▸ MATERIAL:
•••
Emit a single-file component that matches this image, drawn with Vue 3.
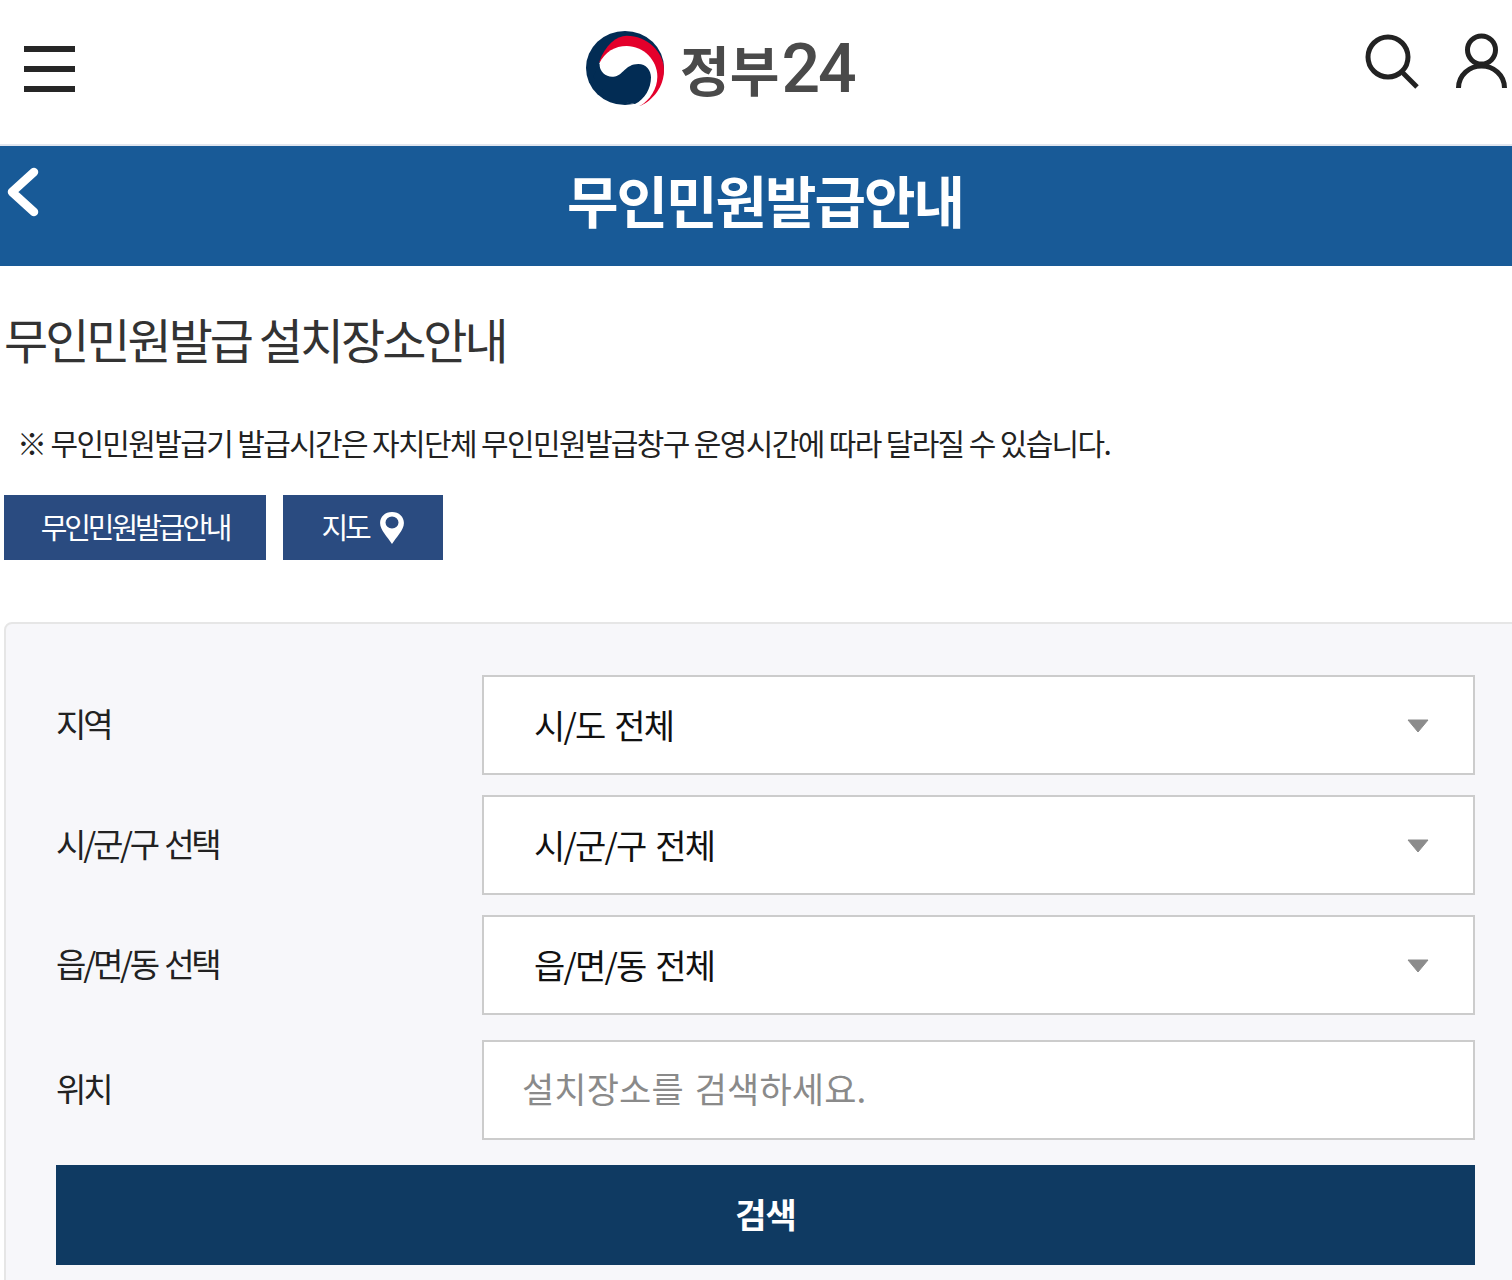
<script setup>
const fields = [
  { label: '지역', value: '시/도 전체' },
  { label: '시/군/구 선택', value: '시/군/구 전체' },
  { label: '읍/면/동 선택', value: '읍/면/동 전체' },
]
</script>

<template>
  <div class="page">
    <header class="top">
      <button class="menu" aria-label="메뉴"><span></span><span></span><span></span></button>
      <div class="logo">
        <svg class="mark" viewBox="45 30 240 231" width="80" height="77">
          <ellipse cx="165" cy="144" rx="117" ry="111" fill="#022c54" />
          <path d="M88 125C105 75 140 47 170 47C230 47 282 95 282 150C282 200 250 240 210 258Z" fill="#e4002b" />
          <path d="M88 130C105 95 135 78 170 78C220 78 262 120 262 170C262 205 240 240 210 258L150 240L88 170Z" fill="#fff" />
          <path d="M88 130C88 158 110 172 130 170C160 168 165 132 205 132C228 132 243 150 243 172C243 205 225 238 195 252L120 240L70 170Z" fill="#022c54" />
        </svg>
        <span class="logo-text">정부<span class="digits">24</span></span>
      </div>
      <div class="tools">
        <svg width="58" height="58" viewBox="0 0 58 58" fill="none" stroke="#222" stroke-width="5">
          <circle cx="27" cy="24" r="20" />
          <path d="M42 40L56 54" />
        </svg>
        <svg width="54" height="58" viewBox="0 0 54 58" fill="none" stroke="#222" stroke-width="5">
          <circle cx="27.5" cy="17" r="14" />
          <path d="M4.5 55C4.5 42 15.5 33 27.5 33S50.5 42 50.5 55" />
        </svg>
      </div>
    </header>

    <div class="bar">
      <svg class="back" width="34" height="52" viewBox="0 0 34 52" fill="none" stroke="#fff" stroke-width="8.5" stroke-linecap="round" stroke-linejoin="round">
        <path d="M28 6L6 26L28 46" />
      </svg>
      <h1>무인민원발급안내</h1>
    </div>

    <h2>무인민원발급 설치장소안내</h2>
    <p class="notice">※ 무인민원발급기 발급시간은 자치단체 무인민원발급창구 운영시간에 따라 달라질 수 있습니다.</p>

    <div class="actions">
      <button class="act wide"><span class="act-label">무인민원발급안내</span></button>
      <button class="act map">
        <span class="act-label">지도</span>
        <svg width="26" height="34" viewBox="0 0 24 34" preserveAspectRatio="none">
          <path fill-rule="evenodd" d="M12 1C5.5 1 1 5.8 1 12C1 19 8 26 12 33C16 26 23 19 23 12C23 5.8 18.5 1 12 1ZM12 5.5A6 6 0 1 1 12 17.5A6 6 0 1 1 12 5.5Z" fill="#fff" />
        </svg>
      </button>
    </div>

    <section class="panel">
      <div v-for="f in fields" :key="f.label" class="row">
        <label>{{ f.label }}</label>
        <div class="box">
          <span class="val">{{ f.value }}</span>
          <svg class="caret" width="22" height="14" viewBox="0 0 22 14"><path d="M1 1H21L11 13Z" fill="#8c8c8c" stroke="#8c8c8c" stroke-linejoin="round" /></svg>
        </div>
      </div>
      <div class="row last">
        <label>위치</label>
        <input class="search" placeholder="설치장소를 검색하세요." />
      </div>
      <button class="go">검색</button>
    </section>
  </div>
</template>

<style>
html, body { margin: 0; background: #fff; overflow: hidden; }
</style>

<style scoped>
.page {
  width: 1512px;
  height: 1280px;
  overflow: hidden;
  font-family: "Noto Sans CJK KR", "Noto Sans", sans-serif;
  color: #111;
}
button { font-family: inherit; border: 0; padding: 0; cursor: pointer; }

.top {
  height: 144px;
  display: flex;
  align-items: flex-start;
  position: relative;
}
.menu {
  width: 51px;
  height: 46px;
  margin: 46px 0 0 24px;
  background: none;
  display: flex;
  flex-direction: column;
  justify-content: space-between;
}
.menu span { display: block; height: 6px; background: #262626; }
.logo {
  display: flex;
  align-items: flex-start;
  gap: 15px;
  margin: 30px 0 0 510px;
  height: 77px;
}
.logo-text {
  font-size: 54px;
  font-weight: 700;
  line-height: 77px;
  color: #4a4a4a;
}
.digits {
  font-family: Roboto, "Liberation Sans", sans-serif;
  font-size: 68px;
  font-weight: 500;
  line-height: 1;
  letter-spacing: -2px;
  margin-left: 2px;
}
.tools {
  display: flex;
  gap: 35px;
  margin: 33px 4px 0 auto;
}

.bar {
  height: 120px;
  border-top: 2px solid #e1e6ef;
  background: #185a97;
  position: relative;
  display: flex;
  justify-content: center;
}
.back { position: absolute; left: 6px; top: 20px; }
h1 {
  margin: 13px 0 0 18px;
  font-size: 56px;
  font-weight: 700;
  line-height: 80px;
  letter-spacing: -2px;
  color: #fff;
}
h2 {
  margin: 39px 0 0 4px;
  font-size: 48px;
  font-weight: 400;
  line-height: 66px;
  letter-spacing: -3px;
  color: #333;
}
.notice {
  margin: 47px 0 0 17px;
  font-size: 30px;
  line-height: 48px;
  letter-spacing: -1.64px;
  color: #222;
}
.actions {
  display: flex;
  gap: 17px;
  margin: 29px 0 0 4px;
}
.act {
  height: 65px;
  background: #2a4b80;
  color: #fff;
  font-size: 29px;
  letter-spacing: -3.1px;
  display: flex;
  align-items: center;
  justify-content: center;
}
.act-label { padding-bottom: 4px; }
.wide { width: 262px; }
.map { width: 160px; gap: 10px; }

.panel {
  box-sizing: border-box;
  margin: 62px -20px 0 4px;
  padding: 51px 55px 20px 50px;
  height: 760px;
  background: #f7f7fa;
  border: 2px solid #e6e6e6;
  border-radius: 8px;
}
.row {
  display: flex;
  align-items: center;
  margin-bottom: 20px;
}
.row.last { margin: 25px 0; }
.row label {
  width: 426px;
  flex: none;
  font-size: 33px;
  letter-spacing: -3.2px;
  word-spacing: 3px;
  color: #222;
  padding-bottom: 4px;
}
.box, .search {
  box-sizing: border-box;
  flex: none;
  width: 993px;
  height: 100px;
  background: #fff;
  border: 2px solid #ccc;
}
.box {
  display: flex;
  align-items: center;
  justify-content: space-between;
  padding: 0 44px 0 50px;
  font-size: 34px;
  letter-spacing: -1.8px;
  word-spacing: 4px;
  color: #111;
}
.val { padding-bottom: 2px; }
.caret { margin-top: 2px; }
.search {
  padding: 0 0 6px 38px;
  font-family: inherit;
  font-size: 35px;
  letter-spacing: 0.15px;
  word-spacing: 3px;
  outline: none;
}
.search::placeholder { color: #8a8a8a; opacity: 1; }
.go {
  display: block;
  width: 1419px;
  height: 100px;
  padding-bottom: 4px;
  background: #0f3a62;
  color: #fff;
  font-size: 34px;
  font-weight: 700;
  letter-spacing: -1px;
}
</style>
•••
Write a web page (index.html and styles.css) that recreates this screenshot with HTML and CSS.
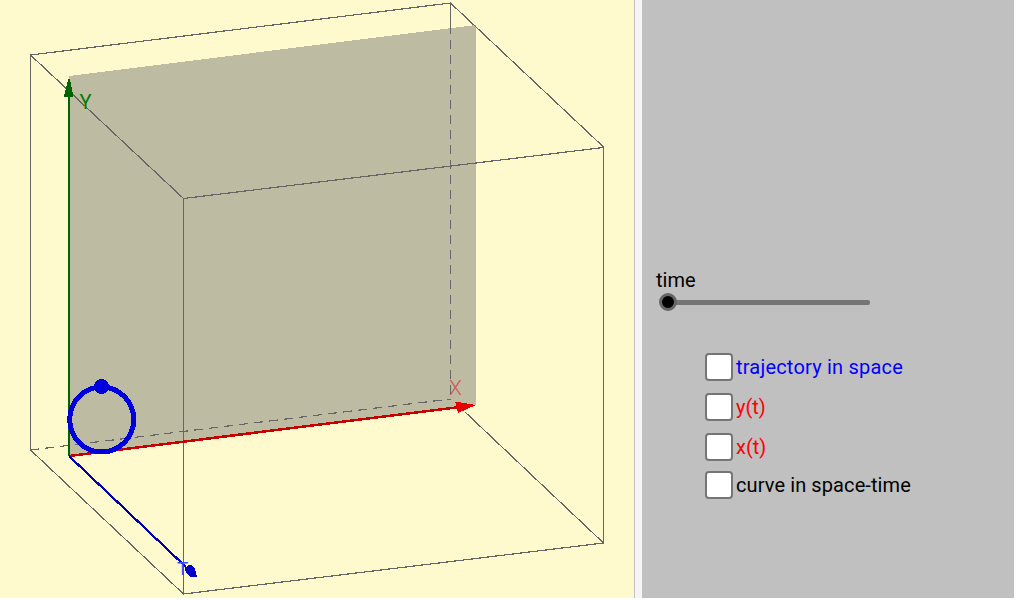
•••
▸ WRITTEN EXERCISE:
Where a line holds the string "page", copy that line.

▸ RIGHT ANSWER:
  <div class="page">
.page {
Write a web page (index.html and styles.css) that recreates this screenshot with HTML and CSS.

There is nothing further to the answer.